Short exercise:
Take the material below and retype it in full; pictures are left out.

Stored data:
▬▬▬▬▬▬▬▬▬▬
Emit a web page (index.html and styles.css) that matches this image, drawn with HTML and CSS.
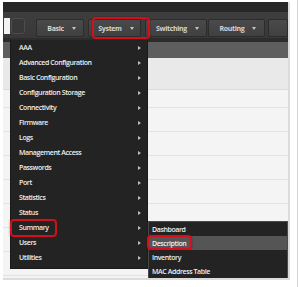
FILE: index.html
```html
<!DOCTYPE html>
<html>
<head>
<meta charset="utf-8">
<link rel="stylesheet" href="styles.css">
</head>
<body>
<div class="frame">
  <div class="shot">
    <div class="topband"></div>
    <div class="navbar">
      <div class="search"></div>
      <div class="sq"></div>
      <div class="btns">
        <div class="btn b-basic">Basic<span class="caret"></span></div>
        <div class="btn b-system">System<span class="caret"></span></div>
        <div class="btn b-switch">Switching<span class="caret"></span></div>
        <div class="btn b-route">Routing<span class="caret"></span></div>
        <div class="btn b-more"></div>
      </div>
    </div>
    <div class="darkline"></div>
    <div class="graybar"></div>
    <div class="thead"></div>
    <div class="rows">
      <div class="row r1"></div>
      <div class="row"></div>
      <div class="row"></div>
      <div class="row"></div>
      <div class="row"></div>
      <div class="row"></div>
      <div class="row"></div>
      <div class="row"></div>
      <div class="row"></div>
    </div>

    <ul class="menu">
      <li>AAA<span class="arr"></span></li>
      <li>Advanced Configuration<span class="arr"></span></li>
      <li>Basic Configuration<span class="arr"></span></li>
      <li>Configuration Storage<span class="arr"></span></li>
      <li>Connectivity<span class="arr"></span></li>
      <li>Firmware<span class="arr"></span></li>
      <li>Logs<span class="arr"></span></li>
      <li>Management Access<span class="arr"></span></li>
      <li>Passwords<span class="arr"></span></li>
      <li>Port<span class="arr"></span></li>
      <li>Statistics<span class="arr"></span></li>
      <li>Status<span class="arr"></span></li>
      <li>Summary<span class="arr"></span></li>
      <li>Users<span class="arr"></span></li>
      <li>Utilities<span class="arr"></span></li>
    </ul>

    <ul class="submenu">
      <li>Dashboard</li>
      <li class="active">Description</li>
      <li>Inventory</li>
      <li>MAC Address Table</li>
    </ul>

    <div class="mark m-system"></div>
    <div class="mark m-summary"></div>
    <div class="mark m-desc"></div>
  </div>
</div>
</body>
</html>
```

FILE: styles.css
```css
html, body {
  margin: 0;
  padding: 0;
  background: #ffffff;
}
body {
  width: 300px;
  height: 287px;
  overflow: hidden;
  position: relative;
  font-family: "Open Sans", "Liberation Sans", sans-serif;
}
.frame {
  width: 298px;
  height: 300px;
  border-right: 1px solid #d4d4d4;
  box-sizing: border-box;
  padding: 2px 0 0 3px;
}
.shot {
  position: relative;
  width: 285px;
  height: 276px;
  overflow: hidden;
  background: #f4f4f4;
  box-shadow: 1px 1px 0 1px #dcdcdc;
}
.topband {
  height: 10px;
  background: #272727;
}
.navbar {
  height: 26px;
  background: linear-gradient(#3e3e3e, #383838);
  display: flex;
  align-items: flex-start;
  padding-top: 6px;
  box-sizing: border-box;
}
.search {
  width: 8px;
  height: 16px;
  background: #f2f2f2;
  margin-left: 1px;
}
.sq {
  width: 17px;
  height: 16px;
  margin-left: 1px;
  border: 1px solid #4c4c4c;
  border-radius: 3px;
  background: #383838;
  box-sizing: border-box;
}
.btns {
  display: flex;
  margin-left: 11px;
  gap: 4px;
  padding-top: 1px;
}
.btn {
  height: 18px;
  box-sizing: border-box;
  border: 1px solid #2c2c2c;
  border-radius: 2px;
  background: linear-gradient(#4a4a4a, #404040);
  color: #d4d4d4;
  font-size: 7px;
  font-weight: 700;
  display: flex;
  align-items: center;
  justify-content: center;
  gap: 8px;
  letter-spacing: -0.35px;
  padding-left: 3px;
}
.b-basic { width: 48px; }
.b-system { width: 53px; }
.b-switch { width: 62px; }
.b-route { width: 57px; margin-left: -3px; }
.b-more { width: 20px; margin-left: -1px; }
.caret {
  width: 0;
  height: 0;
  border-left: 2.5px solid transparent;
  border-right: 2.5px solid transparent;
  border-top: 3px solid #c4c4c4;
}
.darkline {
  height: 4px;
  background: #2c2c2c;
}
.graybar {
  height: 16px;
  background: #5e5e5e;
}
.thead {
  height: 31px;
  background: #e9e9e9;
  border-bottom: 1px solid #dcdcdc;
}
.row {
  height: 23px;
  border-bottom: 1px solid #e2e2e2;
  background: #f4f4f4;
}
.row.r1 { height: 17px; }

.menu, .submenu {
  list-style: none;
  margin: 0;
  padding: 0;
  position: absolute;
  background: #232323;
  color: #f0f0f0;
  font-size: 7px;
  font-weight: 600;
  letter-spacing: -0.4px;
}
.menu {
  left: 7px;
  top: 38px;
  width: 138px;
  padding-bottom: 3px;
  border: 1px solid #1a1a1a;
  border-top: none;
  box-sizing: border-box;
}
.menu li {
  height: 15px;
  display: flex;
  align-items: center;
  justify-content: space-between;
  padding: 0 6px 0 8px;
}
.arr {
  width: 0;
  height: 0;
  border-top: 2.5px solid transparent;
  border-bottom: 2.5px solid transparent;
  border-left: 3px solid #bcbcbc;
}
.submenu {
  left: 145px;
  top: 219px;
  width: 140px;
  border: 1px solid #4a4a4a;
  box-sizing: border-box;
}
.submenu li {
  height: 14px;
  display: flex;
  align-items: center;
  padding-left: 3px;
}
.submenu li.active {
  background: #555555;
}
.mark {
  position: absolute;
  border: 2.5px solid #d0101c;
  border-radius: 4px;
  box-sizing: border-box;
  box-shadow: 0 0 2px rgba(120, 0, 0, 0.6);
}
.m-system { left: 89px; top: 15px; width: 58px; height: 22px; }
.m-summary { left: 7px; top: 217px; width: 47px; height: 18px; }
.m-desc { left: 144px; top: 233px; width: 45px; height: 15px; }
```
▬▬▬▬▬▬▬▬▬▬
The reply:
Emit a web page (index.html and styles.css) that matches this image, drawn with HTML and CSS.
FILE: index.html
```html
<!DOCTYPE html>
<html>
<head>
<meta charset="utf-8">
<link rel="stylesheet" href="styles.css">
</head>
<body>
<div class="frame">
  <div class="shot">
    <div class="topband"></div>
    <div class="navbar">
      <div class="search"></div>
      <div class="sq"></div>
      <div class="btns">
        <div class="btn b-basic">Basic<span class="caret"></span></div>
        <div class="btn b-system">System<span class="caret"></span></div>
        <div class="btn b-switch">Switching<span class="caret"></span></div>
        <div class="btn b-route">Routing<span class="caret"></span></div>
        <div class="btn b-more"></div>
      </div>
    </div>
    <div class="darkline"></div>
    <div class="graybar"></div>
    <div class="thead"></div>
    <div class="rows">
      <div class="row r1"></div>
      <div class="row"></div>
      <div class="row"></div>
      <div class="row"></div>
      <div class="row"></div>
      <div class="row"></div>
      <div class="row"></div>
      <div class="row"></div>
      <div class="row"></div>
    </div>

    <ul class="menu">
      <li>AAA<span class="arr"></span></li>
      <li>Advanced Configuration<span class="arr"></span></li>
      <li>Basic Configuration<span class="arr"></span></li>
      <li>Configuration Storage<span class="arr"></span></li>
      <li>Connectivity<span class="arr"></span></li>
      <li>Firmware<span class="arr"></span></li>
      <li>Logs<span class="arr"></span></li>
      <li>Management Access<span class="arr"></span></li>
      <li>Passwords<span class="arr"></span></li>
      <li>Port<span class="arr"></span></li>
      <li>Statistics<span class="arr"></span></li>
      <li>Status<span class="arr"></span></li>
      <li>Summary<span class="arr"></span></li>
      <li>Users<span class="arr"></span></li>
      <li>Utilities<span class="arr"></span></li>
    </ul>

    <ul class="submenu">
      <li>Dashboard</li>
      <li class="active">Description</li>
      <li>Inventory</li>
      <li>MAC Address Table</li>
    </ul>

    <div class="mark m-system"></div>
    <div class="mark m-summary"></div>
    <div class="mark m-desc"></div>
  </div>
</div>
</body>
</html>
```

FILE: styles.css
```css
html, body {
  margin: 0;
  padding: 0;
  background: #ffffff;
}
body {
  width: 300px;
  height: 287px;
  overflow: hidden;
  position: relative;
  font-family: "Open Sans", "Liberation Sans", sans-serif;
}
.frame {
  width: 298px;
  height: 300px;
  border-right: 1px solid #d4d4d4;
  box-sizing: border-box;
  padding: 2px 0 0 3px;
}
.shot {
  position: relative;
  width: 285px;
  height: 276px;
  overflow: hidden;
  background: #f4f4f4;
  box-shadow: 1px 1px 0 1px #dcdcdc;
}
.topband {
  height: 10px;
  background: #272727;
}
.navbar {
  height: 26px;
  background: linear-gradient(#3e3e3e, #383838);
  display: flex;
  align-items: flex-start;
  padding-top: 6px;
  box-sizing: border-box;
}
.search {
  width: 8px;
  height: 16px;
  background: #f2f2f2;
  margin-left: 1px;
}
.sq {
  width: 17px;
  height: 16px;
  margin-left: 1px;
  border: 1px solid #4c4c4c;
  border-radius: 3px;
  background: #383838;
  box-sizing: border-box;
}
.btns {
  display: flex;
  margin-left: 11px;
  gap: 4px;
  padding-top: 1px;
}
.btn {
  height: 18px;
  box-sizing: border-box;
  border: 1px solid #2c2c2c;
  border-radius: 2px;
  background: linear-gradient(#4a4a4a, #404040);
  color: #d4d4d4;
  font-size: 7px;
  font-weight: 700;
  display: flex;
  align-items: center;
  justify-content: center;
  gap: 8px;
  letter-spacing: -0.35px;
  padding-left: 3px;
}
.b-basic { width: 48px; }
.b-system { width: 53px; }
.b-switch { width: 62px; }
.b-route { width: 57px; margin-left: -3px; }
.b-more { width: 20px; margin-left: -1px; }
.caret {
  width: 0;
  height: 0;
  border-left: 2.5px solid transparent;
  border-right: 2.5px solid transparent;
  border-top: 3px solid #c4c4c4;
}
.darkline {
  height: 4px;
  background: #2c2c2c;
}
.graybar {
  height: 16px;
  background: #5e5e5e;
}
.thead {
  height: 31px;
  background: #e9e9e9;
  border-bottom: 1px solid #dcdcdc;
}
.row {
  height: 23px;
  border-bottom: 1px solid #e2e2e2;
  background: #f4f4f4;
}
.row.r1 { height: 17px; }

.menu, .submenu {
  list-style: none;
  margin: 0;
  padding: 0;
  position: absolute;
  background: #232323;
  color: #f0f0f0;
  font-size: 7px;
  font-weight: 600;
  letter-spacing: -0.4px;
}
.menu {
  left: 7px;
  top: 38px;
  width: 138px;
  padding-bottom: 3px;
  border: 1px solid #1a1a1a;
  border-top: none;
  box-sizing: border-box;
}
.menu li {
  height: 15px;
  display: flex;
  align-items: center;
  justify-content: space-between;
  padding: 0 6px 0 8px;
}
.arr {
  width: 0;
  height: 0;
  border-top: 2.5px solid transparent;
  border-bottom: 2.5px solid transparent;
  border-left: 3px solid #bcbcbc;
}
.submenu {
  left: 145px;
  top: 219px;
  width: 140px;
  border: 1px solid #4a4a4a;
  box-sizing: border-box;
}
.submenu li {
  height: 14px;
  display: flex;
  align-items: center;
  padding-left: 3px;
}
.submenu li.active {
  background: #555555;
}
.mark {
  position: absolute;
  border: 2.5px solid #d0101c;
  border-radius: 4px;
  box-sizing: border-box;
  box-shadow: 0 0 2px rgba(120, 0, 0, 0.6);
}
.m-system { left: 89px; top: 15px; width: 58px; height: 22px; }
.m-summary { left: 7px; top: 217px; width: 47px; height: 18px; }
.m-desc { left: 144px; top: 233px; width: 45px; height: 15px; }
```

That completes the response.